The directories data and results will be automatically populated once the experiments are executed. Under the features add the file generated by gSpan that contains your features {dataset_support}.dat. For example:

pytorch/
  experiments/
    MUTAG/
      data/
      features/
        MUTAG_90.dat
      results/
      config.json

The same way add features generated by GAIA.
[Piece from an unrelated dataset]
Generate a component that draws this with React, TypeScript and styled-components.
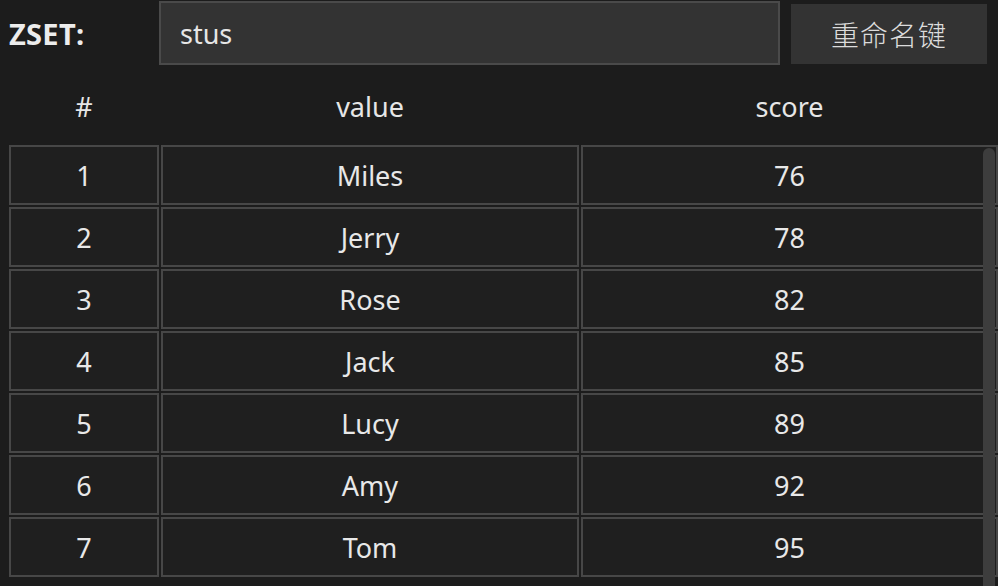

The config.json contains configuration about the model hyperparameters and data preprocessing. For example, if we want to encode relational features from the file MUTAG_90.dat, with and without labels, the following configuration should be provided.

{
    "model": {
        "seed": 0,
        "batch_size": 32,
        "hidden_channel": 32,
        "learning_rate": 0.001,
        "layers": 4,
        "scheduler": true,
        "step_size": 50,
        "decay": 0.9,
        "dropout": 0.5,
        "folds": 10,
        "epochs": 351
    },
    "features": [
        {
            "name": "MUTAG_90",
            "labelled": false,
            "device": "cuda:0"
        },
        {
            "name": "MUTAG_90",
            "labelled": true,
            "device": "cuda:1"
        }
    ]
}

Once the config.json is ready, first preprocess the data by running the following command within pytorch project:

#python preprocess.py -d {experiment}
python preprocess.py -d MUTAG

This command will preprocess the data and provide the new processed dataset under the pytorch/experiments/{dataset}/data/processed/

Now to train, simply run the following command within pytorch project:

#python preprocess.py -d {experiment}
python train.py -d MUTAG

This command will train based on the configurations given in the config.json file of an experiment. This will generate results based on the dataset name under the pytorch/experiments/{dataset}/results/{dataset}_{label}.json.